:: STORED DATA ::

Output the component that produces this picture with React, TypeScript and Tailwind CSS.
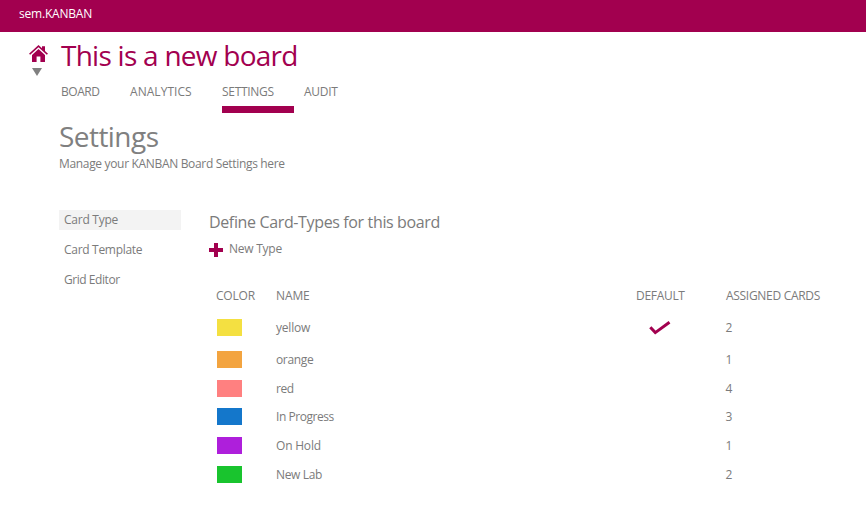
const rows = [
  { name: "yellow", color: "bg-[#f4e041]", height: "h-[35px]", count: 2, tracking: "tracking-[-0.2px]", isDefault: true },
  { name: "orange", color: "bg-[#f3a440]", height: "h-[29px]", count: 1, tracking: "tracking-[-0.35px]" },
  { name: "red", color: "bg-[#ff8080]", height: "h-[29px]", count: 4, tracking: "tracking-[-0.5px]" },
  { name: "In Progress", color: "bg-[#1477cb]", height: "h-[27px]", count: 3, tracking: "tracking-[-0.45px]" },
  { name: "On Hold", color: "bg-[#ae1fdb]", height: "h-[31px]", count: 1, tracking: "tracking-[-0.2px]" },
  { name: "New Lab", color: "bg-[#19c42e]", height: "h-[27px]", count: 2, tracking: "tracking-[-0.35px]" },
];

function HomeIcon() {
  return (
    <svg width="19" height="17" viewBox="0 0 19 17" className="block" fill="#a2004f">
      <path d="M9.5 0 L13 3.3 V1.2 H16 V6.1 L19 8.7 L17.8 9.8 L9.5 2.3 L1.2 9.8 L0 8.7 Z" />
      <path d="M9.5 4 L16 9.9 V17 H11.4 V11.5 H7.6 V17 H3 V9.9 Z" />
    </svg>
  );
}

export default function App() {
  return (
    <div className="h-[510px] w-[866px] overflow-hidden bg-white font-['Open_Sans','Noto_Sans',sans-serif] text-[12px] leading-4 whitespace-nowrap text-[#7b7b7b]">
      <header className="h-8 bg-[#a2004f] pt-[6px] pl-[19px] text-white">
        <span className="block tracking-[-0.2px]">sem.KANBAN</span>
      </header>

      <div className="flex h-[81px]">
        <div className="flex w-[61px] flex-col pt-[13px] pl-[29px]">
          <HomeIcon />
          <svg width="10" height="8" viewBox="0 0 10 8" className="mt-[6px] ml-[3px] block" fill="#808080">
            <path d="M0 0H10L5 8Z" />
          </svg>
        </div>
        <div>
          <h1 className="h-[52px] pt-[5px] text-[28px] leading-9 tracking-[-0.74px] text-[#a2004f]">This is a new board</h1>
          <nav className="flex">
            <span className="w-[69px] tracking-[-0.45px]">BOARD</span>
            <span className="w-[92px] tracking-[0.05px]">ANALYTICS</span>
            <span className="h-[29px] w-[72px] border-b-[7px] border-[#a2004f] tracking-[-0.3px]">SETTINGS</span>
            <span className="ml-[10px] tracking-[-0.3px]">AUDIT</span>
          </nav>
        </div>
      </div>

      <div className="h-[97px] pt-[5px] pl-[59px]">
        <h2 className="text-[28px] leading-9 tracking-[-0.55px] text-[#808080]">Settings</h2>
        <p className="pt-[2px] tracking-[-0.33px]">Manage your KANBAN Board Settings here</p>
      </div>

      <div className="flex pl-[59px]">
        <aside className="flex w-[122px] flex-col gap-[10px]">
          <span className="h-5 bg-[#f3f3f3] pt-[2px] pl-[5px] tracking-[-0.25px]">Card Type</span>
          <span className="h-5 pt-[2px] pl-[5px] tracking-[-0.3px]">Card Template</span>
          <span className="h-5 pt-[2px] pl-[5px] tracking-[-0.45px]">Grid Editor</span>
        </aside>
        <main className="ml-[28px] w-[657px]">
          <h3 className="text-[16px] leading-6 tracking-[-0.36px]">Define Card-Types for this board</h3>
          <div className="mt-[7px] flex items-center">
            <svg width="14" height="14" viewBox="0 0 14 14" className="mt-[2px] block" fill="#a2004f">
              <path d="M5 0H9V5H14V9H9V14H5V9H0V5H5Z" />
            </svg>
            <span className="ml-[6px] tracking-[-0.25px]">New Type</span>
          </div>
          <div className="mt-[31px] flex h-[22px] pl-[7px]">
            <span className="w-[60px] tracking-[-0.2px]">COLOR</span>
            <span className="w-[360px] tracking-[-0.1px]">NAME</span>
            <span className="w-[90px] tracking-[-0.3px]">DEFAULT</span>
            <span className="tracking-[-0.3px]">ASSIGNED CARDS</span>
          </div>
          {rows.map((row) => (
            <div key={row.name} className={`flex items-center pl-2 ${row.height}`}>
              <div className={`h-[17px] w-[25px] ${row.color}`} />
              <span className={`ml-[34px] w-[360px] pt-px ${row.tracking}`}>{row.name}</span>
              <div className="w-[90px] pl-[13px]">
                {row.isDefault && (
                  <svg width="22" height="14" viewBox="0 0 22 14" className="block" fill="none" stroke="#a2004f" strokeWidth="3">
                    <path d="M1.3 6.2L6.3 11.6L20.5 1.3" />
                  </svg>
                )}
              </div>
              <span className="-ml-[0.5px] pt-px">{row.count}</span>
            </div>
          ))}
        </main>
      </div>
    </div>
  );
}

:::

■ PROBLEM DETAILS: Write out the data precisely as given, excluding the pictures.

■ THE OUTPUT:
Output the component that produces this picture with React, TypeScript and Tailwind CSS.
const rows = [
  { name: "yellow", color: "bg-[#f4e041]", height: "h-[35px]", count: 2, tracking: "tracking-[-0.2px]", isDefault: true },
  { name: "orange", color: "bg-[#f3a440]", height: "h-[29px]", count: 1, tracking: "tracking-[-0.35px]" },
  { name: "red", color: "bg-[#ff8080]", height: "h-[29px]", count: 4, tracking: "tracking-[-0.5px]" },
  { name: "In Progress", color: "bg-[#1477cb]", height: "h-[27px]", count: 3, tracking: "tracking-[-0.45px]" },
  { name: "On Hold", color: "bg-[#ae1fdb]", height: "h-[31px]", count: 1, tracking: "tracking-[-0.2px]" },
  { name: "New Lab", color: "bg-[#19c42e]", height: "h-[27px]", count: 2, tracking: "tracking-[-0.35px]" },
];

function HomeIcon() {
  return (
    <svg width="19" height="17" viewBox="0 0 19 17" className="block" fill="#a2004f">
      <path d="M9.5 0 L13 3.3 V1.2 H16 V6.1 L19 8.7 L17.8 9.8 L9.5 2.3 L1.2 9.8 L0 8.7 Z" />
      <path d="M9.5 4 L16 9.9 V17 H11.4 V11.5 H7.6 V17 H3 V9.9 Z" />
    </svg>
  );
}

export default function App() {
  return (
    <div className="h-[510px] w-[866px] overflow-hidden bg-white font-['Open_Sans','Noto_Sans',sans-serif] text-[12px] leading-4 whitespace-nowrap text-[#7b7b7b]">
      <header className="h-8 bg-[#a2004f] pt-[6px] pl-[19px] text-white">
        <span className="block tracking-[-0.2px]">sem.KANBAN</span>
      </header>

      <div className="flex h-[81px]">
        <div className="flex w-[61px] flex-col pt-[13px] pl-[29px]">
          <HomeIcon />
          <svg width="10" height="8" viewBox="0 0 10 8" className="mt-[6px] ml-[3px] block" fill="#808080">
            <path d="M0 0H10L5 8Z" />
          </svg>
        </div>
        <div>
          <h1 className="h-[52px] pt-[5px] text-[28px] leading-9 tracking-[-0.74px] text-[#a2004f]">This is a new board</h1>
          <nav className="flex">
            <span className="w-[69px] tracking-[-0.45px]">BOARD</span>
            <span className="w-[92px] tracking-[0.05px]">ANALYTICS</span>
            <span className="h-[29px] w-[72px] border-b-[7px] border-[#a2004f] tracking-[-0.3px]">SETTINGS</span>
            <span className="ml-[10px] tracking-[-0.3px]">AUDIT</span>
          </nav>
        </div>
      </div>

      <div className="h-[97px] pt-[5px] pl-[59px]">
        <h2 className="text-[28px] leading-9 tracking-[-0.55px] text-[#808080]">Settings</h2>
        <p className="pt-[2px] tracking-[-0.33px]">Manage your KANBAN Board Settings here</p>
      </div>

      <div className="flex pl-[59px]">
        <aside className="flex w-[122px] flex-col gap-[10px]">
          <span className="h-5 bg-[#f3f3f3] pt-[2px] pl-[5px] tracking-[-0.25px]">Card Type</span>
          <span className="h-5 pt-[2px] pl-[5px] tracking-[-0.3px]">Card Template</span>
          <span className="h-5 pt-[2px] pl-[5px] tracking-[-0.45px]">Grid Editor</span>
        </aside>
        <main className="ml-[28px] w-[657px]">
          <h3 className="text-[16px] leading-6 tracking-[-0.36px]">Define Card-Types for this board</h3>
          <div className="mt-[7px] flex items-center">
            <svg width="14" height="14" viewBox="0 0 14 14" className="mt-[2px] block" fill="#a2004f">
              <path d="M5 0H9V5H14V9H9V14H5V9H0V5H5Z" />
            </svg>
            <span className="ml-[6px] tracking-[-0.25px]">New Type</span>
          </div>
          <div className="mt-[31px] flex h-[22px] pl-[7px]">
            <span className="w-[60px] tracking-[-0.2px]">COLOR</span>
            <span className="w-[360px] tracking-[-0.1px]">NAME</span>
            <span className="w-[90px] tracking-[-0.3px]">DEFAULT</span>
            <span className="tracking-[-0.3px]">ASSIGNED CARDS</span>
          </div>
          {rows.map((row) => (
            <div key={row.name} className={`flex items-center pl-2 ${row.height}`}>
              <div className={`h-[17px] w-[25px] ${row.color}`} />
              <span className={`ml-[34px] w-[360px] pt-px ${row.tracking}`}>{row.name}</span>
              <div className="w-[90px] pl-[13px]">
                {row.isDefault && (
                  <svg width="22" height="14" viewBox="0 0 22 14" className="block" fill="none" stroke="#a2004f" strokeWidth="3">
                    <path d="M1.3 6.2L6.3 11.6L20.5 1.3" />
                  </svg>
                )}
              </div>
              <span className="-ml-[0.5px] pt-px">{row.count}</span>
            </div>
          ))}
        </main>
      </div>
    </div>
  );
}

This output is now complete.